Quel sentiment vous animait lorsque vous avez écrit Braquage de pouvoir ?

C’est un sentiment de révolte. C’est pour cela que cet album s’appelle Braquage de pouvoir. Cette chanson donne ainsi le titre à ce disque. On a oublié tout ceux qui sont morts pour la démocratie. Pendant des années, il n’y a eu que des partis uniques. On assiste maintenant à un retour au népotisme. Aujourd’hui, je vois la jeunesse qui s’exprime et qui se récolte. Cela me donne de l’espoir.

Est-ce un phénomène nouveau ?

Jusqu’alors, elle ne prenait pas la parole. Les réseaux sociaux ont permis une certaine liberté. Nous avons changé d’écrans.
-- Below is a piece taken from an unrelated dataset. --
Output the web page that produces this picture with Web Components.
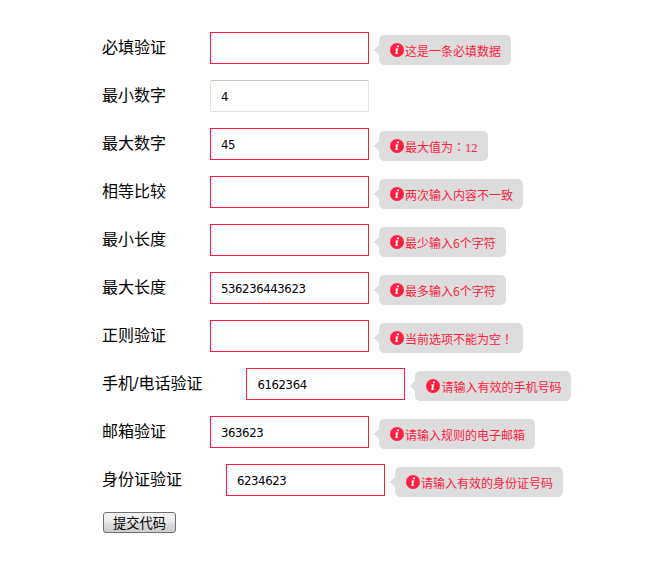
<!DOCTYPE html>
<html lang="zh"><head><meta charset="utf-8"><title>表单验证</title>
<style>
html,body{ margin:0; padding:0; background:#fff; }
body{ font-family:"Noto Sans CJK SC",sans-serif; }
.tc{ font-family:"Noto Sans CJK TC",sans-serif; }
</style></head><body>
<valid-form>
	<form-row label="必填验证" invalid>这是一条必填数据</form-row>
	<form-row label="最小数字" value="4"></form-row>
	<form-row label="最大数字" value="45" invalid>最大值为<span class="tc" lang="zh-TW">：</span><span style="font-family:'Liberation Serif',serif;font-size:12.5px">12</span></form-row>
	<form-row label="相等比较" invalid>两次输入内容不一致</form-row>
	<form-row label="最小长度" invalid>最少输入6个字符</form-row>
	<form-row label="最大长度" value="536236443623" invalid>最多输入6个字符</form-row>
	<form-row label="正则验证" invalid>当前选项不能为空<span class="tc" lang="zh-TW">！</span></form-row>
	<form-row label="手机/电话验证" value="6162364" invalid>请输入有效的手机号码</form-row>
	<form-row label="邮箱验证" value="363623" invalid>请输入规则的电子邮箱</form-row>
	<form-row label="身份证验证" value="6234623" invalid>请输入有效的身份证号码</form-row>
</valid-form>
<script>
class ErrTip extends HTMLElement{
	constructor(){
		super();
		this.attachShadow({mode:"open"}).appendChild( ErrTip.Template.content.cloneNode(true) );
	}
}
ErrTip.Template = document.createElement("template");
ErrTip.Template.innerHTML = `<style>
	:host{ display:flex; align-items:center; position:relative; height:30px; margin:3px 0 0 10px; padding:0 10px 0 11px; border-radius:5px;
		background:#dddddd; color:#ff2040; font:12px/30px "Liberation Serif","Noto Sans CJK SC",serif; white-space:nowrap; }
	:host::before{ content:""; position:absolute; left:-5px; top:10px; border:5px solid transparent; border-left:0; border-right-color:#dddddd; }
	svg{ width:14px; height:14px; flex:none; margin-top:-1px; }
	span{ margin-left:1px; padding-top:2px; font-family:"Noto Sans CJK SC",sans-serif; }
</style><svg viewBox="0 0 14 14"><circle cx="7" cy="7" r="7" fill="#ff2040"/><path fill="#fff" d="M7.2 2.6h1.9l-.4 1.7h-1.9zM5.4 5.6l2.8-.3-1 4.3q-.1.5.3.4l.7-.4.2.4q-1.2 1.2-2.3 1.2-1 0-.8-1.1l.7-3.2q.1-.6-.6-.5z"/></svg><span><slot></slot></span>`;
customElements.define("err-tip", ErrTip);

class FormRow extends HTMLElement{
	constructor(){
		super();
		this.attachShadow({mode:"open"}).appendChild( FormRow.Template.content.cloneNode(true) );
	}
	connectedCallback(){
		let s = this.shadowRoot;
		s.querySelector("label").textContent = this.getAttribute("label");
		let inp = s.querySelector("input");
		inp.setAttribute("value", this.getAttribute("value") || "");
		inp.classList.toggle("bad", this.hasAttribute("invalid"));
		s.querySelector("err-tip").hidden = !this.hasAttribute("invalid");
	}
}
FormRow.Template = document.createElement("template");
FormRow.Template.innerHTML = `<style>
	:host{ display:flex; align-items:flex-start; height:32px; margin-bottom:16px; }
	label{ padding-right:44px; color:#000; font:16px/32px "Liberation Sans","Noto Sans CJK SC",sans-serif; white-space:nowrap; }
	input{ box-sizing:border-box; width:159px; height:32px; margin:0; padding:1px 10px 0; border:1px solid #dfe1e8; border-top-color:#c4c4c8; border-radius:2px;
		background:#fff; color:#000; font:11.7px "DejaVu Sans",sans-serif; letter-spacing:-.4px; outline:0; }
	input.bad{ border:1px solid #ff2040; border-radius:0; }
	err-tip[hidden]{ display:none; }
</style><label></label><input type="text"><err-tip><slot></slot></err-tip>`;
customElements.define("form-row", FormRow);

class ValidForm extends HTMLElement{
	constructor(){
		super();
		this.attachShadow({mode:"open"}).appendChild( ValidForm.Template.content.cloneNode(true) );
	}
}
ValidForm.Template = document.createElement("template");
ValidForm.Template.innerHTML = `<style>
	:host{ display:block; padding:32px 0 0 102px; }
	button{ display:block; box-sizing:border-box; width:73px; height:21px; margin:1px 0 0 1px; padding:0; border:1px solid #707070; border-radius:3px;
		background:linear-gradient(#f2f2f2 0,#ebebeb 48%,#dddddd 52%,#cfcfcf 100%); color:#000; font:13.3px/19px "Noto Sans CJK SC",sans-serif; }
</style><slot></slot><button type="button">提交代码</button>`;
customElements.define("valid-form", ValidForm);
</script>
</body></html>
Vous parliez d’un sentiment de révolte. Il est là depuis le premier album.

La colère est là et elle ne va pas s’apaiser tant que l’Afrique ne sera pas debout. Elle est à genou après ces années d’esclavage et de colonisation. On n’a jamais demandé son avis à ce grand continent. Pourtant, ce n’est pas le courage qui a manqué. D’où le sentiment de révolte. L’Afrique est riche mais les Africains sont pauvres.

Vous souvenez-vous quand vous avez ressenti cette colère pour la première fois ?

La colère est née avec le reggae, avec le Get up, stand up de Bob Marley. J’écoutais sa musique. Il y a eu aussi les élections en Côte d’Ivoire avec les petits arrangements des hommes politiques qui ne voyaient que leurs propres intérêts. Ils ont mis le pays à feu et à sang.

C’est ce que vous nommez la famillecratie.

Ce terme vient de là. Dans ma démarche de musicien, je dois éclairer. Les hommes politiques manipulent et ne donnent pas d’autres choix. Le côté pédagogique reste important. Je veux rester la voix des sans voix.

Dans cet album, vous regardez toute l’Afrique, pas seulement votre pays. Pourquoi ?

J’ai voulu m’adresser à tout le continent . L’Afrique sera forte quand tous les peuples seront rassemblés. Si elle veut être écoutée, elle n’a pas d’autres choix. Elle doit être unie face à l’Union européenne, les États-Unis, la Russie, la Chine. Je me considère comme un africain d’origine ivoirienne. L’Afrique est le continent de l’avenir. Dans cent ou cent cinquante ans, c’est l’Afrique qui refusera des visas aux Occidentaux. Quand les pays seront stables, tout le monde voudra venir ici. Tout y est à construire.

Est-ce pour cette raison que vous vous adressez à la jeunesse africaine ?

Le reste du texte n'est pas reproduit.